▸ Problem statement
Print the listing in its entirety and exactly, leaving out images.

==============================

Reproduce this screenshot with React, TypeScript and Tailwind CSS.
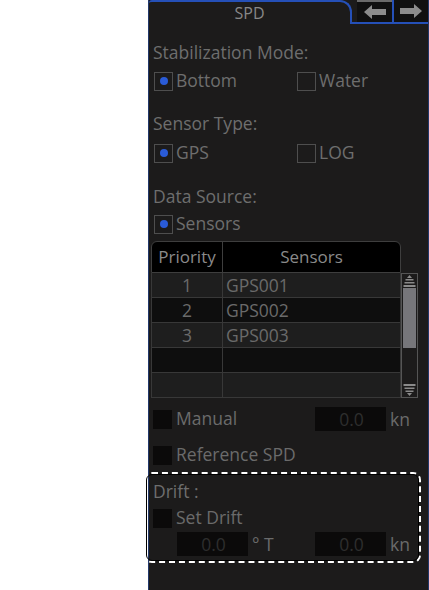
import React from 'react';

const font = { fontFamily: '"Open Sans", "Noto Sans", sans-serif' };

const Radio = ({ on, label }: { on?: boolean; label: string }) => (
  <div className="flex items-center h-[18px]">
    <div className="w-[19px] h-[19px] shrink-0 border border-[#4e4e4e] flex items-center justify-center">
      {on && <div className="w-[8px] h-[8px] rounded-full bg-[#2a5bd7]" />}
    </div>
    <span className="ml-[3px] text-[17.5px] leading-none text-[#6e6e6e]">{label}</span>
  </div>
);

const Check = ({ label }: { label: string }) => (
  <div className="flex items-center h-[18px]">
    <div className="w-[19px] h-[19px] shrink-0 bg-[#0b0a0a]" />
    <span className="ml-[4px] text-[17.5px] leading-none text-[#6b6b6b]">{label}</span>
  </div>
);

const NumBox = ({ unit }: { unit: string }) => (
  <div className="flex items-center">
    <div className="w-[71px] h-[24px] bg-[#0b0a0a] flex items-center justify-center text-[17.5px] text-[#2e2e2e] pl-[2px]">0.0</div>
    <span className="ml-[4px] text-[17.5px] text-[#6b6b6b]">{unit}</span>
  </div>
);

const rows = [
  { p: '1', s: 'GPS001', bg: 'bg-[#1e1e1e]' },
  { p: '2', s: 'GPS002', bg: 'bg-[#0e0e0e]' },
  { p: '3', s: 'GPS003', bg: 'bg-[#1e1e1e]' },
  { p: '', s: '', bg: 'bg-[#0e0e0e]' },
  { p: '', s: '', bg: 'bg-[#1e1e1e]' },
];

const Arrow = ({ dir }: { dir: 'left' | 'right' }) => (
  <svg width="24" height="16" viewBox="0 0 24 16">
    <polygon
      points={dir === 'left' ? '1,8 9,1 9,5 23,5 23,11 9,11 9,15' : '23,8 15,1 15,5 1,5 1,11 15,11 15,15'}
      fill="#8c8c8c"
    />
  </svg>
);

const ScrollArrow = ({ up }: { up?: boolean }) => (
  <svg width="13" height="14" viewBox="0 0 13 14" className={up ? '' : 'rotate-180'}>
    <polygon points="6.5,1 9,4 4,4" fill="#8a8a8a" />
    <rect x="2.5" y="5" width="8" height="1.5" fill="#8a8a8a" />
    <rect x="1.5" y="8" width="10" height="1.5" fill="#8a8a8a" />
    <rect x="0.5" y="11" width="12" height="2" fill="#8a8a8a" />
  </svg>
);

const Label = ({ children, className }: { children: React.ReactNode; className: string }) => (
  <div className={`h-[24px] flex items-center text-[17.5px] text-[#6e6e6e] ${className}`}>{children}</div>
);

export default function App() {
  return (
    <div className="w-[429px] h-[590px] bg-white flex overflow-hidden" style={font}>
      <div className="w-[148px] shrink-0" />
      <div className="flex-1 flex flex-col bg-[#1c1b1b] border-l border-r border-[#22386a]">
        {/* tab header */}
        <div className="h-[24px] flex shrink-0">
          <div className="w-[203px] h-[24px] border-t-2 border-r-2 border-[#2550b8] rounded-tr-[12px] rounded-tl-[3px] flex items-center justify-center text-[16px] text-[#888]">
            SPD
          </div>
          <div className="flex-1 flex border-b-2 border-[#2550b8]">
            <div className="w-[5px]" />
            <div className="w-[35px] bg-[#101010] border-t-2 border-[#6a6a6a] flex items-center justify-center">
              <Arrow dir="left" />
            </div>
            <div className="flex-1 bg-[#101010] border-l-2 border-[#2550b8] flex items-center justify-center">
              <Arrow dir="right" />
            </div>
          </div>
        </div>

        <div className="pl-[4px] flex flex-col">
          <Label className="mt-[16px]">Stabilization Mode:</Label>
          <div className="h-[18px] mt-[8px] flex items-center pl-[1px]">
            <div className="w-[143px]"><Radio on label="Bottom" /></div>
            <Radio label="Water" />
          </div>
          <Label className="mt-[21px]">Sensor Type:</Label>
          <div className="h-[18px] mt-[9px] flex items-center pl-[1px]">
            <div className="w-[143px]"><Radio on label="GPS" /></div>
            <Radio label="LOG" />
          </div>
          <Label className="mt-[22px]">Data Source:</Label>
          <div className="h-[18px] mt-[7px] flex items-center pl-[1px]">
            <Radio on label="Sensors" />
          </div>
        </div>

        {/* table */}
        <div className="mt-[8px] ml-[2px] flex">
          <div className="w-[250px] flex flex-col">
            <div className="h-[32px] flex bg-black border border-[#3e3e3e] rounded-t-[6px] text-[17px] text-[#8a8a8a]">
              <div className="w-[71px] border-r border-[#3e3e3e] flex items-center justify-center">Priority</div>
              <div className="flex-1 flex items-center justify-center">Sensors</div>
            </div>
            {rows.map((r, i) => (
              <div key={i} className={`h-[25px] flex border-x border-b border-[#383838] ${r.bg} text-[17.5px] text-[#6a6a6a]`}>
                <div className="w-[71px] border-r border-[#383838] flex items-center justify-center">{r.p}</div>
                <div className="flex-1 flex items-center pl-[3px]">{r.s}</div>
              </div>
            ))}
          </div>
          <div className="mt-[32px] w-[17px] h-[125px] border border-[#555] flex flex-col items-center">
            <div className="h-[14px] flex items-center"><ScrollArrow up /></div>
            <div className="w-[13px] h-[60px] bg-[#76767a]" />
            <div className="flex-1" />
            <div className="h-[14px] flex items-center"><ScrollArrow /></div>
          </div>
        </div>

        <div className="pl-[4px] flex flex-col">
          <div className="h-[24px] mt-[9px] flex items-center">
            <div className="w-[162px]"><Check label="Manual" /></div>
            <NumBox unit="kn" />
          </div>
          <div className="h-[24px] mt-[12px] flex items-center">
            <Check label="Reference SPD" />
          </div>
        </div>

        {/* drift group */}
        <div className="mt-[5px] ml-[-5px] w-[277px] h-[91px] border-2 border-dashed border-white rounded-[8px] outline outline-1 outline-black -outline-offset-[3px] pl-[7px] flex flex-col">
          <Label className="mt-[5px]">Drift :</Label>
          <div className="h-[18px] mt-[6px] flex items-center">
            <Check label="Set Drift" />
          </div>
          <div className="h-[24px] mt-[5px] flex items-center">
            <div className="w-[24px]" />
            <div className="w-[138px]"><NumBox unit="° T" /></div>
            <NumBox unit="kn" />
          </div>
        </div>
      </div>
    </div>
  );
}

==============================

▸ Exercise response
Reproduce this screenshot with React, TypeScript and Tailwind CSS.
import React from 'react';

const font = { fontFamily: '"Open Sans", "Noto Sans", sans-serif' };

const Radio = ({ on, label }: { on?: boolean; label: string }) => (
  <div className="flex items-center h-[18px]">
    <div className="w-[19px] h-[19px] shrink-0 border border-[#4e4e4e] flex items-center justify-center">
      {on && <div className="w-[8px] h-[8px] rounded-full bg-[#2a5bd7]" />}
    </div>
    <span className="ml-[3px] text-[17.5px] leading-none text-[#6e6e6e]">{label}</span>
  </div>
);

const Check = ({ label }: { label: string }) => (
  <div className="flex items-center h-[18px]">
    <div className="w-[19px] h-[19px] shrink-0 bg-[#0b0a0a]" />
    <span className="ml-[4px] text-[17.5px] leading-none text-[#6b6b6b]">{label}</span>
  </div>
);

const NumBox = ({ unit }: { unit: string }) => (
  <div className="flex items-center">
    <div className="w-[71px] h-[24px] bg-[#0b0a0a] flex items-center justify-center text-[17.5px] text-[#2e2e2e] pl-[2px]">0.0</div>
    <span className="ml-[4px] text-[17.5px] text-[#6b6b6b]">{unit}</span>
  </div>
);

const rows = [
  { p: '1', s: 'GPS001', bg: 'bg-[#1e1e1e]' },
  { p: '2', s: 'GPS002', bg: 'bg-[#0e0e0e]' },
  { p: '3', s: 'GPS003', bg: 'bg-[#1e1e1e]' },
  { p: '', s: '', bg: 'bg-[#0e0e0e]' },
  { p: '', s: '', bg: 'bg-[#1e1e1e]' },
];

const Arrow = ({ dir }: { dir: 'left' | 'right' }) => (
  <svg width="24" height="16" viewBox="0 0 24 16">
    <polygon
      points={dir === 'left' ? '1,8 9,1 9,5 23,5 23,11 9,11 9,15' : '23,8 15,1 15,5 1,5 1,11 15,11 15,15'}
      fill="#8c8c8c"
    />
  </svg>
);

const ScrollArrow = ({ up }: { up?: boolean }) => (
  <svg width="13" height="14" viewBox="0 0 13 14" className={up ? '' : 'rotate-180'}>
    <polygon points="6.5,1 9,4 4,4" fill="#8a8a8a" />
    <rect x="2.5" y="5" width="8" height="1.5" fill="#8a8a8a" />
    <rect x="1.5" y="8" width="10" height="1.5" fill="#8a8a8a" />
    <rect x="0.5" y="11" width="12" height="2" fill="#8a8a8a" />
  </svg>
);

const Label = ({ children, className }: { children: React.ReactNode; className: string }) => (
  <div className={`h-[24px] flex items-center text-[17.5px] text-[#6e6e6e] ${className}`}>{children}</div>
);

export default function App() {
  return (
    <div className="w-[429px] h-[590px] bg-white flex overflow-hidden" style={font}>
      <div className="w-[148px] shrink-0" />
      <div className="flex-1 flex flex-col bg-[#1c1b1b] border-l border-r border-[#22386a]">
        {/* tab header */}
        <div className="h-[24px] flex shrink-0">
          <div className="w-[203px] h-[24px] border-t-2 border-r-2 border-[#2550b8] rounded-tr-[12px] rounded-tl-[3px] flex items-center justify-center text-[16px] text-[#888]">
            SPD
          </div>
          <div className="flex-1 flex border-b-2 border-[#2550b8]">
            <div className="w-[5px]" />
            <div className="w-[35px] bg-[#101010] border-t-2 border-[#6a6a6a] flex items-center justify-center">
              <Arrow dir="left" />
            </div>
            <div className="flex-1 bg-[#101010] border-l-2 border-[#2550b8] flex items-center justify-center">
              <Arrow dir="right" />
            </div>
          </div>
        </div>

        <div className="pl-[4px] flex flex-col">
          <Label className="mt-[16px]">Stabilization Mode:</Label>
          <div className="h-[18px] mt-[8px] flex items-center pl-[1px]">
            <div className="w-[143px]"><Radio on label="Bottom" /></div>
            <Radio label="Water" />
          </div>
          <Label className="mt-[21px]">Sensor Type:</Label>
          <div className="h-[18px] mt-[9px] flex items-center pl-[1px]">
            <div className="w-[143px]"><Radio on label="GPS" /></div>
            <Radio label="LOG" />
          </div>
          <Label className="mt-[22px]">Data Source:</Label>
          <div className="h-[18px] mt-[7px] flex items-center pl-[1px]">
            <Radio on label="Sensors" />
          </div>
        </div>

        {/* table */}
        <div className="mt-[8px] ml-[2px] flex">
          <div className="w-[250px] flex flex-col">
            <div className="h-[32px] flex bg-black border border-[#3e3e3e] rounded-t-[6px] text-[17px] text-[#8a8a8a]">
              <div className="w-[71px] border-r border-[#3e3e3e] flex items-center justify-center">Priority</div>
              <div className="flex-1 flex items-center justify-center">Sensors</div>
            </div>
            {rows.map((r, i) => (
              <div key={i} className={`h-[25px] flex border-x border-b border-[#383838] ${r.bg} text-[17.5px] text-[#6a6a6a]`}>
                <div className="w-[71px] border-r border-[#383838] flex items-center justify-center">{r.p}</div>
                <div className="flex-1 flex items-center pl-[3px]">{r.s}</div>
              </div>
            ))}
          </div>
          <div className="mt-[32px] w-[17px] h-[125px] border border-[#555] flex flex-col items-center">
            <div className="h-[14px] flex items-center"><ScrollArrow up /></div>
            <div className="w-[13px] h-[60px] bg-[#76767a]" />
            <div className="flex-1" />
            <div className="h-[14px] flex items-center"><ScrollArrow /></div>
          </div>
        </div>

        <div className="pl-[4px] flex flex-col">
          <div className="h-[24px] mt-[9px] flex items-center">
            <div className="w-[162px]"><Check label="Manual" /></div>
            <NumBox unit="kn" />
          </div>
          <div className="h-[24px] mt-[12px] flex items-center">
            <Check label="Reference SPD" />
          </div>
        </div>

        {/* drift group */}
        <div className="mt-[5px] ml-[-5px] w-[277px] h-[91px] border-2 border-dashed border-white rounded-[8px] outline outline-1 outline-black -outline-offset-[3px] pl-[7px] flex flex-col">
          <Label className="mt-[5px]">Drift :</Label>
          <div className="h-[18px] mt-[6px] flex items-center">
            <Check label="Set Drift" />
          </div>
          <div className="h-[24px] mt-[5px] flex items-center">
            <div className="w-[24px]" />
            <div className="w-[138px]"><NumBox unit="° T" /></div>
            <NumBox unit="kn" />
          </div>
        </div>
      </div>
    </div>
  );
}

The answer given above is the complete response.